Dieses Buch ist ein Muss für alle Vogue-Jukies (selbstverständlich reden wir hier von der britischen, nicht der deutschen Vogue), für Truman Capote-Fans, die bei Holly Golightly’s „kleinem Schwarzen“ in „Frühstück bei Tiffany’s“ in Ohnmacht fallen. Wir reisen zur London Fashion Week und sind danach mittendrin in einer Pro-Contra-Diskussion zwischen Sinn bzw. Unsinn von rotem Nagellack. Nebenbei werden Highlights eines Modebloggerlebens verewigt. Julia: „Eines Tages rannte ich auf der Kölner Ehrenstraße in Scott Schumann, der mich mit Fahrrad und viel zu kurzem Blumenkleid auf seinem Blog The Sartorialist verewigte.“
Dazu gibt es Listen, die Do it yourself-Modeplattformen im Netz (zum Unikate-Jagen) oder Tipps für Stockholm archivieren. Und für alle Nerds erklären die gut gestylten Damen nochmal den Unterschied zwischen „Haute Couture“ und „Prêt-à-porter“. – Haute Couture meint die „gehobene Schneiderei«, die große Kunst der Mode, die die maßgeschneiderten Kreationen großer (und auch einiger kleinerer) Modehäuser beschreibt.

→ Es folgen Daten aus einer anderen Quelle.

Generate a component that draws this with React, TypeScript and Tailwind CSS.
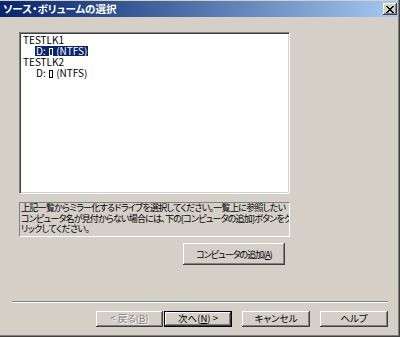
import React from "react";

const font = "font-['Noto_Sans_CJK_JP','Noto_Sans_CJK_SC',sans-serif] [font-feature-settings:'palt']";

function Btn({
  children,
  className = "",
  variant = "normal",
}: {
  children: React.ReactNode;
  className?: string;
  variant?: "normal" | "default" | "disabled";
}) {
  const frame =
    variant === "default"
      ? "border border-black shadow-[inset_-1px_-1px_#404040,inset_1px_1px_#ffffff,inset_-2px_-2px_#808080]"
      : "shadow-[inset_-1px_-1px_#404040,inset_1px_1px_#ffffff,inset_-2px_-2px_#808080,inset_2px_2px_#d4d0c8]";
  const text = variant === "disabled" ? "text-[#808080] [text-shadow:1px_1px_#ffffff]" : "text-black";
  return (
    <div className={`flex shrink-0 items-center justify-center bg-[#d4d0c8] leading-none ${frame} ${text} ${className}`}>
      {children}
    </div>
  );
}

function Tofu() {
  return <span className="mx-[1px] inline-block h-[8px] w-[4px] border border-current align-[-1px]" />;
}

export default function App() {
  return (
    <div
      className={`relative flex h-[337px] w-[400px] flex-col overflow-hidden border-r border-b border-r-[#404040] border-b-[#404040] bg-[#d4d0c8] pt-px shadow-[inset_-1px_-1px_#808080] ${font}`}
    >
      {/* Title bar */}
      <div className="mr-px flex h-[16px] shrink-0 items-center justify-between bg-linear-to-r from-[#0a246a] to-[#a6caf0] pl-[3px] pr-px">
        <span className="text-[10.5px] leading-none font-bold text-white">ソース・ボリュームの選択</span>
        <div className="flex h-[12px] w-[14px] items-center justify-center bg-[#d4d0c8] shadow-[inset_-1px_-1px_#404040,inset_1px_1px_#ffffff,inset_-2px_-2px_#808080]">
          <svg width="8" height="7" viewBox="0 0 8 7" shapeRendering="crispEdges">
            <path d="M0 0h2v1h-2zM6 0h2v1h-2zM1 1h2v1h-2zM5 1h2v1h-2zM2 2h4v1h-4zM3 3h2v1h-2zM2 4h4v1h-4zM1 5h2v1h-2zM5 5h2v1h-2zM0 6h2v1h-2zM6 6h2v1h-2z" fill="#000" />
          </svg>
        </div>
      </div>

      {/* Volume list */}
      <div className="mt-[15px] ml-[19px] h-[162px] w-[271px] shrink-0 border border-t-[#808080] border-r-white border-b-white border-l-[#808080] bg-white pt-px pl-[3px] text-[10px] leading-[11px] text-black shadow-[inset_1px_1px_#404040,inset_-1px_-1px_#d4d0c8]">
        <div className="h-[11px]">TESTLK1</div>
        <div className="h-[11px] pl-[12px]">
          <span className="inline-block h-[10px] bg-[#0a246a] px-[1px] leading-[10px] text-white">
            D: <Tofu /> (NTFS)
          </span>
        </div>
        <div className="h-[11px]">TESTLK2</div>
        <div className="h-[11px] pl-[13px]">
          D: <Tofu /> (NTFS)
        </div>
      </div>

      {/* Description */}
      <div className="mt-[8px] ml-[19px] flex h-[35px] w-[271px] shrink-0 flex-col overflow-hidden border border-t-[#808080] border-r-white border-b-white border-l-[#808080] px-px text-[9px] leading-[10.5px] whitespace-nowrap text-black">
        <span className="tracking-[-0.7px]">上記一覧からミラー化するドライブを選択してください。一覧上に参照したい</span>
        <span className="tracking-[-0.8px]">コンピュータ名が見付からない場合には、下の[コンピュータの追加]ボタンをク</span>
        <span className="tracking-[-0.6px]">リックしてください。</span>
      </div>

      {/* Add computer */}
      <div className="mt-[6px] ml-[183px] flex">
        <Btn className="h-[22px] w-[102px] text-[9px] tracking-[-1px]">
          コンピュータの追加(<u>A</u>)
        </Btn>
      </div>

      {/* Separator */}
      <div className="mt-[36px] ml-[12px] h-[2px] w-[376px] shrink-0 border-t border-b border-t-[#808080] border-b-white" />

      {/* Wizard buttons */}
      <div className="mt-[8px] ml-[96px] flex h-[16px] text-[9.5px]">
        <Btn variant="disabled" className="w-[67px]">
          &lt; 戻る(<u>B</u>)
        </Btn>
        <Btn variant="default" className="ml-px w-[68px]">
          次へ(<u>N</u>) &gt;
        </Btn>
        <Btn className="ml-[10px] w-[68px]">キャンセル</Btn>
        <Btn className="ml-[10px] w-[68px]">ヘルプ</Btn>
      </div>
    </div>
  );
}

Im Gegensatz dazu meint Prêt-à-porter Kleidung, die „fertig zum Anziehen ist“ und in den meisten Fällen industriell massengefertigt und in Standardgrößen auf den Markt gebracht wird. Im Englischen wird von „Ready to Wear“ gesprochen, in Deutschland von Kleidung „von der Stange“.

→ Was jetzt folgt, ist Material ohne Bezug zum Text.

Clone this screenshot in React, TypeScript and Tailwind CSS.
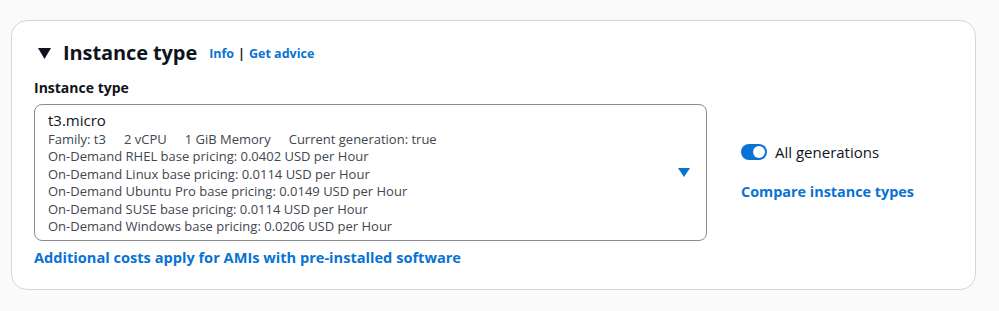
const pricing = [
  "On-Demand RHEL base pricing: 0.0402 USD per Hour",
  "On-Demand Linux base pricing: 0.0114 USD per Hour",
  "On-Demand Ubuntu Pro base pricing: 0.0149 USD per Hour",
  "On-Demand SUSE base pricing: 0.0114 USD per Hour",
  "On-Demand Windows base pricing: 0.0206 USD per Hour",
];

const App = () => {
  return (
    <div
      className="min-h-[311px] bg-[#fafafa] px-[11px] pt-[20px] pb-[20px] text-[#0f141a]"
      style={{ fontFamily: '"Open Sans", "Noto Sans", Arial, sans-serif' }}
    >
      <div className="w-[965px] rounded-[16px] border border-[#d6d6d6] bg-white pl-[22px] pr-[22px] pt-[18px] pb-[22px]">
        {/* Header */}
        <div className="flex items-center h-[28px]">
          <svg width="13" height="12" viewBox="0 0 13 12" className="ml-[4px] mr-[12px]">
            <polygon points="0,1 13,1 6.5,12" fill="#0f141a" />
          </svg>
          <h2 className="text-[20px] font-bold tracking-[-0.1px]">Instance type</h2>
          <div className="ml-[12px] mt-[3px] flex items-center text-[12.5px] font-bold text-[#0972d3]">
            <span>Info</span>
            <span className="mx-[4px] text-[#0f141a]">|</span>
            <span>Get advice</span>
          </div>
        </div>

        {/* Field */}
        <div className="mt-[11px] text-[14px] font-bold leading-[20px]">Instance type</div>
        <div className="mt-[6px] flex items-start gap-[34px]">
          <div>
            <div className="relative w-[673px] h-[137px] rounded-[8px] border border-[#8c8c94] pl-[13px] pt-[5px]">
              <div className="text-[15px] leading-[21px]">t3.micro</div>
              <div className="flex text-[13px] leading-[17px] text-[#424650]">
                <span>Family: t3</span>
                <span className="ml-[18px]">2 vCPU</span>
                <span className="ml-[18px]">1 GiB Memory</span>
                <span className="ml-[18px]">Current generation: true</span>
              </div>
              {pricing.map((p, i) => (
                <div key={i} className="text-[13px] leading-[17.5px] text-[#424650]">
                  {p}
                </div>
              ))}
              <svg
                width="12"
                height="9"
                viewBox="0 0 12 9"
                className="absolute right-[16px] top-[63px]"
              >
                <polygon points="0,0 12,0 6,9" fill="#0972d3" />
              </svg>
            </div>
            <div className="mt-[6px] text-[14.6px] font-bold leading-[20px] text-[#0972d3]">
              Additional costs apply for AMIs with pre-installed software
            </div>
          </div>

          {/* Right column */}
          <div className="pt-[38px]">
            <div className="flex items-center">
              <div className="relative w-[26px] h-[16px] rounded-full bg-[#0972d3]">
                <div className="absolute right-[2px] top-[2px] w-[12px] h-[12px] rounded-full bg-white" />
              </div>
              <span className="ml-[8px] text-[15px] leading-[20px]">All generations</span>
            </div>
            <div className="mt-[20px] text-[14.4px] font-bold leading-[20px] text-[#0972d3]">
              Compare instance types
            </div>
          </div>
        </div>
      </div>
    </div>
  );
};

export default App;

Was soll frau beim ersten Date auf keinen Fall anziehen (High Heels) und was geht durchaus? Antwort: „casual, schwarz und nie aufgestrapst“. – Nach 220 Seiten weiss man, dass der schwarze Anzug bei Männern gegen 1850 „in“ wurde: „Vorreiter war der britische Dandy George Bryan Brummell, der das Augenmerk auf schlichte, aber perfekt sitzende Formen lenkte – und seine Stiefel Gerüchten zufolge mit Champagner zum Glänzen brachte.“ Wer hat die Strumpfhose erfunden, und was hat das mit Miniröcken zu tun? Weshalb ist die „sexy candy world“ aus Sophia Coppolas Kinofilm „Marie Antoinette“ zwar quietschig aber hip? Et cetera. Die ganze Zeit herrscht prächtige Stimmung, was bereits der Reiseeintrag auf Seite 180 über das Thema „gemeinsam Reisen“ und „Doppelbett“ belegt:
„Wie haben Jessie und ich uns über die skeptischen Blicke an der Rezeption amüsiert. Liebe deinen Nächsten – und alles klappt wie am Schnürchen. (Plus: Wir bildeten uns ein, dass unsere Köpfe, brav nebeneinander gebettet, unterbewusst die Erlebnisse des Vortags sortierten.)“ – „Modestrecke“ ist klasse, von der ersten bis zur allerletzten Seite, voll mit ansteckend begeisterten Einträgen, dabei kurzweilig, ideenreich, bunt, unaufgesetzt. „Das Internet hat die Berichterstattung über die Mode und auch die Mode selbst auf gewisse Art demokratisiert und auf nie vorstellbare Weise beschleunigt. Auch davon handelt dieses Buch, in dem wir, keine Modeprofis, sondern Amateure, die im schönsten Sinne des Wortes Mode lieben, einen ersten Schulterblick werfen auf eine Zeit, in der wir immer für den Moment gelebt haben. Und für den nächsten.“ Wer danach kein Fan ist – der hält Jogginghosen und Gürteltaschen ernsthaft für Kleidungsstücke.